HV has a slightly better selection than BB, but the differences have been growing awful thin of late. If they merge, NetFlix may be my only viable option for quality rentals.

This looks like it’s turning into a Pit thread - and there’s already a Netflix Pit thread.

This is one of the reasons I’d never use Netflix. I live out in the middle of nowhere, so turnover would likely be horrible, but if I go to Move Scene (formerly Video Update) the next town over on Tuesday, I can rent up to 6 DVDs for $1 each. The new releases are due back by 9pm Wednesday and the older ones by Friday 10am. (plus non-new release VHS tapes are 2/$1 and due back 7 days later) They’ve just cut their late fees and began prorating them too, so a movie I returned 6 hours late only cost me 60 cents extra. Between them and the library, I have no interest in renting from anyone else - at least I can watch the people at the video store clean the disks before checking them out, and neither they nor the library would give me one snapped in half.

But some post offices have technology installed so that they can tell Netflix when a disk passes through them…Netflix counts that as “returned”, so then they send you your next disk as soon as the one you returned pass the post office scanners.

My best guess is that the Post Office could only detect the one DVD, so Netflix sent you one then. Then, when the envelope actually arrived at Netflix, they noticed the second one and sent the replacement for it.

Netflix started this relationship with the post office sometime the summer before last, methinks.

-lv

Sorry, for some reason I thought you were doing this regularly, not just when you have to. Still, you can’t expect Plan B to work as well as Plan A.

I see on preview that LordVor has a much better explanation. I had wondered how Netflix could receive a disk at 7:00 am when it was picked up at 3:00 pm the previous day.

I didn’t exactly get screwed, inasmuch as the content of the DVD was what it claimed to be. But I did get screwed by Netflix’s poor system of checking what comes back to them. If an employee had taken two seconds to pull the disc just a half inch out of the envelope before putting it back into the “ready to send” queue or before putting it into the “send to TeaElle” queue or even into the envelope for me, they would’ve seen that there was an issue.
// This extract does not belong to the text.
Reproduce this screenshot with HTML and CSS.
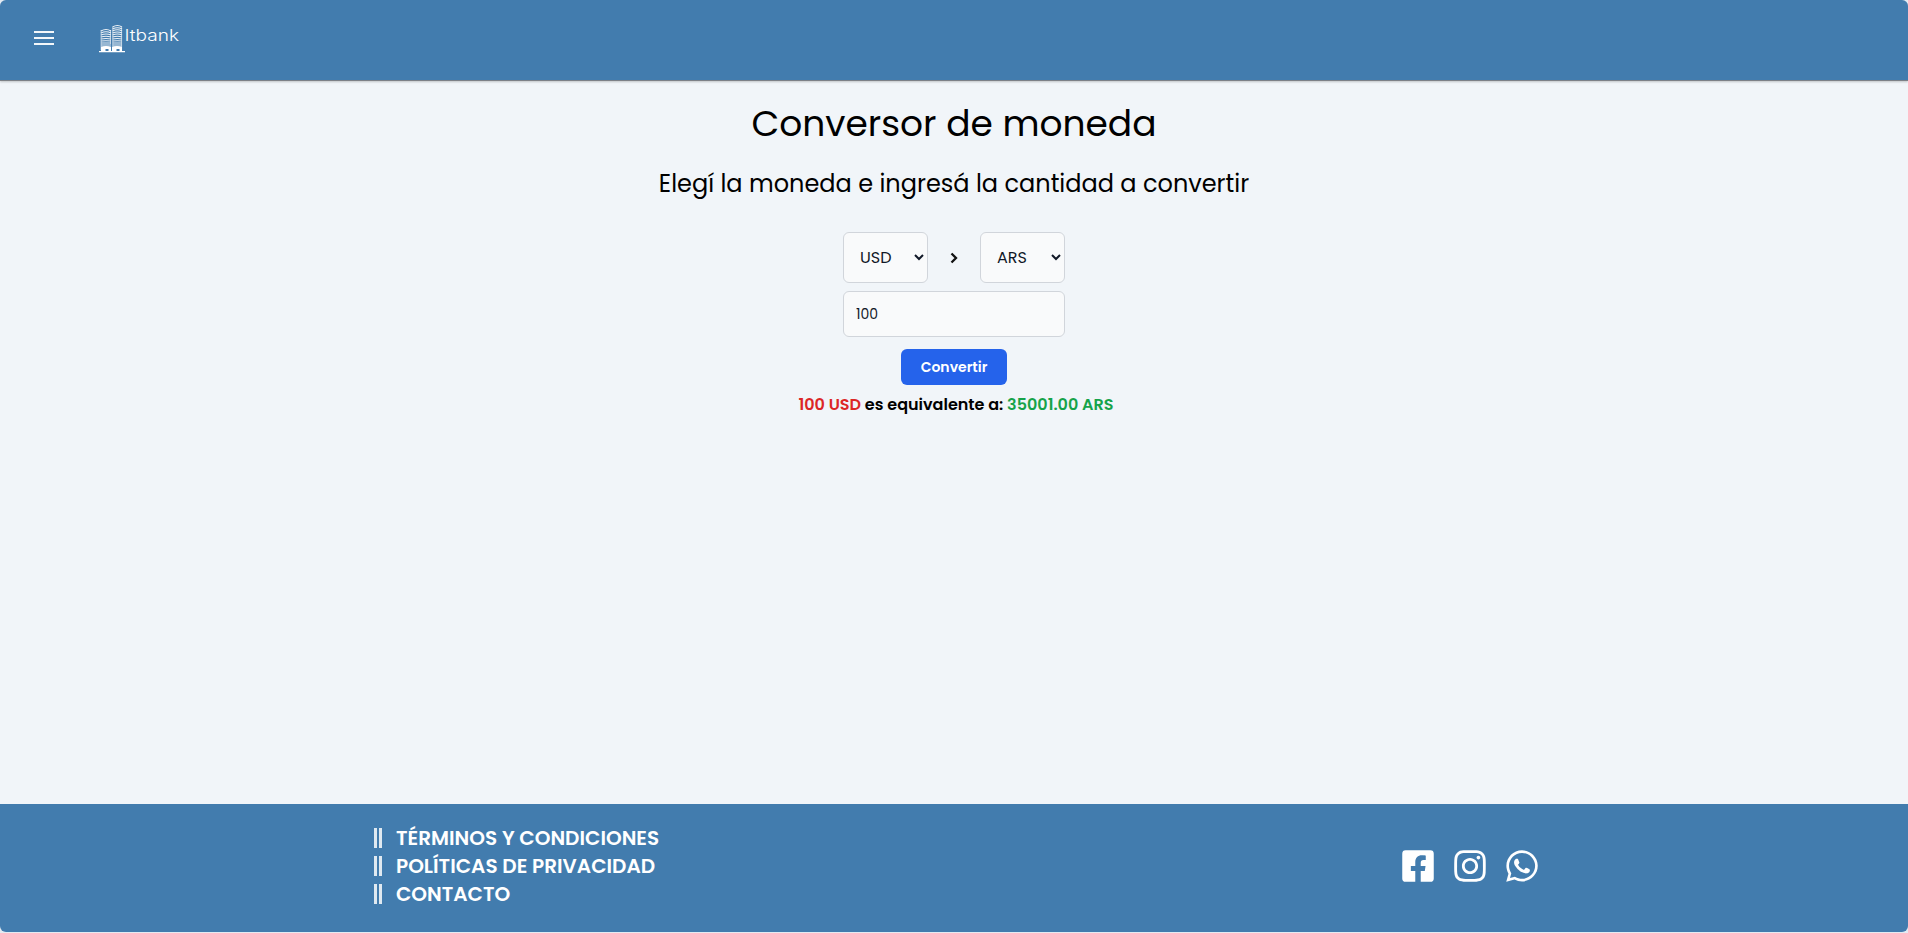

Had it been done early enough in the process, they could’ve known which member was pirating their discs.

Similarly, taking that moment to check, really check, the envelopes would reveal the 2 discs in 1 envelope issue much earlier, would heighten the chances that discs marked as damaged would be taken out of circulation much sooner and generally enhance the service for all subscribers. And that’s the main issue for me.

No one should have a delay in a second disc from one envelope being checked in. No one should receive a disc that has already been reported as damaged. No one should receive a DVD-R sent back in error by a pirate. Obviously there will always be some problems, any process will have a certain rate of error. But just a little more attention paid in just that one area of their process would help make marked improvements in the area in which customers have the majority of negative experiences. The sad fact is that they seem to not really care.
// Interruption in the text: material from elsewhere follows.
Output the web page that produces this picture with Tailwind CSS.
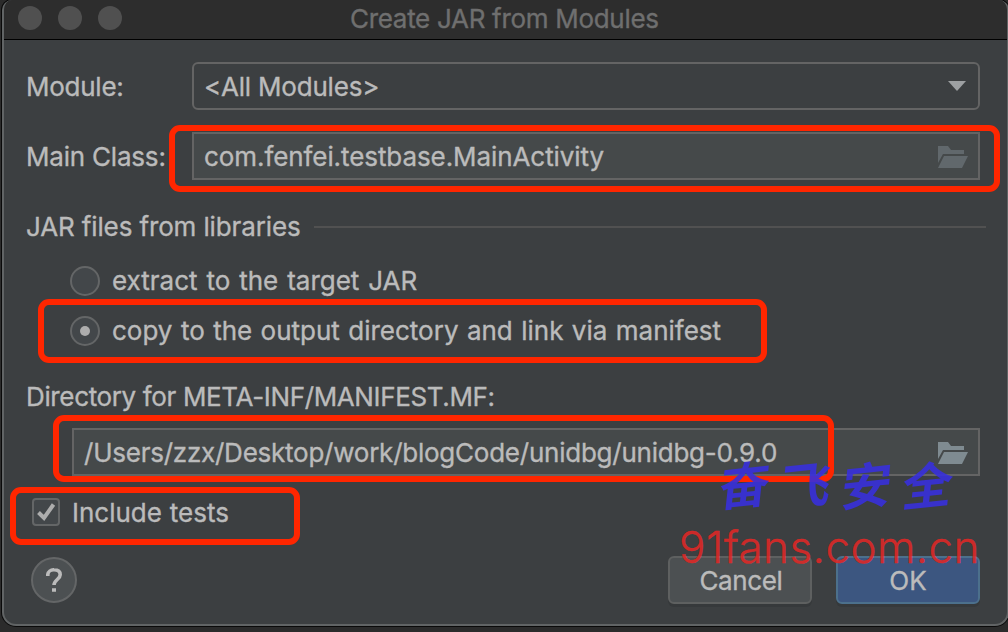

Each person has to make their individual movie rental decision.
I would not be happy if what happened to TeaElle happened to me.
And I especially agree that nobody should receive a disc which has already been reported as damaged.

OTOH, I lost count of the annoying things that happened to me with Blockbuster.
And while I did have a few employee-based annoyances, it was more the way BB was set up for its convenience rather than the customer’s which drove me away. (On top of the lack of choice.)

I quit BB a long time ago. I then began going to a mom-and-pop video store and was relatively happy with them except for the fact that rentals have to be returned the Very Next Day.

NetFlix is certainly not perfect and is perhaps experiencing growing pains.
But man, I sure do love not leaving my house and not dealing with late fees, either real ones or those fake Blockbuster ones.

As I noted in the above linked Pit thread, due to the fact Blockbuster has 4 times in 6 months tried to charge me huge late fees/missing movie charges when I personally returned the movies myself, on time (and in two cases actually HANDED said movies to employees), they can suck it. Netflix all the way.

dalej42, I live in between Dallas and Ft. Worth, our distribution center is, I believe, Colleyville, TX, and we have an average 3 day turn around. I’ve had one bad disc in 6 months of membership, sent it back, had a spankin-new disc in my hot little hands 3 days later.

In fact, due to my disgruntlement with Blockbuster (the last of the above incidents I mention just took place last week), this past week I’ve bumped up my membership from 3-at-a-time to 5-at-a-time. They sent out movies 4&5 the next day I changed my membership, and my billing period doesn’t even come due till next week. I adore Netflix.

As to the OP, I have noticed no slowdown myself, but I tend to rent obscure movies, documentaries, foreign films, and sitcom/weekly TV dramas.

I joined Netflix in May and basically starting in Sept, every batch of 3 I got had a broken or scratched disc. They shaped up last month but now my shipping times are messed up - even though I live near a distribution center.
My marketing class is going to discuss Netflix tomorrow night because we’re covering game theory. Netflix dropped their monthly fee and the theory is that they’re trying to deter Amazon from getting into the market. Man, they are going to lose big time. Price wars are never worth it and dropping the price might temporarily increase market share but once Amazon enters, they’ll be forced to raise their monthly fee (at least that’s what I understand from my class readings :wink: )

the turn-around problem was never an issue - the Flushing distribution center is literally 2 miles from me and everything would always be sent/received the next day. However, I did run into a 3 month slump of my own. At that point, Netflix would just start sending me random titles on my queue list, rather than starting from the top. Now I realize that they give priority to new members, but I find it hard to believe that the first 55 items on my queue aren’t available when the first 3 items were almost ALWAYS sent previously. That’s when I quit. Their lower price is sort of tempting me to come back, but I really don’t have much time for watching movies anymore…

Well, guess what…I got to report 3 DVDs missing today. Yep, the three I never wanted in the first place. :smack: I put Live Aid at the top of my queue…wanna take bets on whether it will actually ship tomorrow??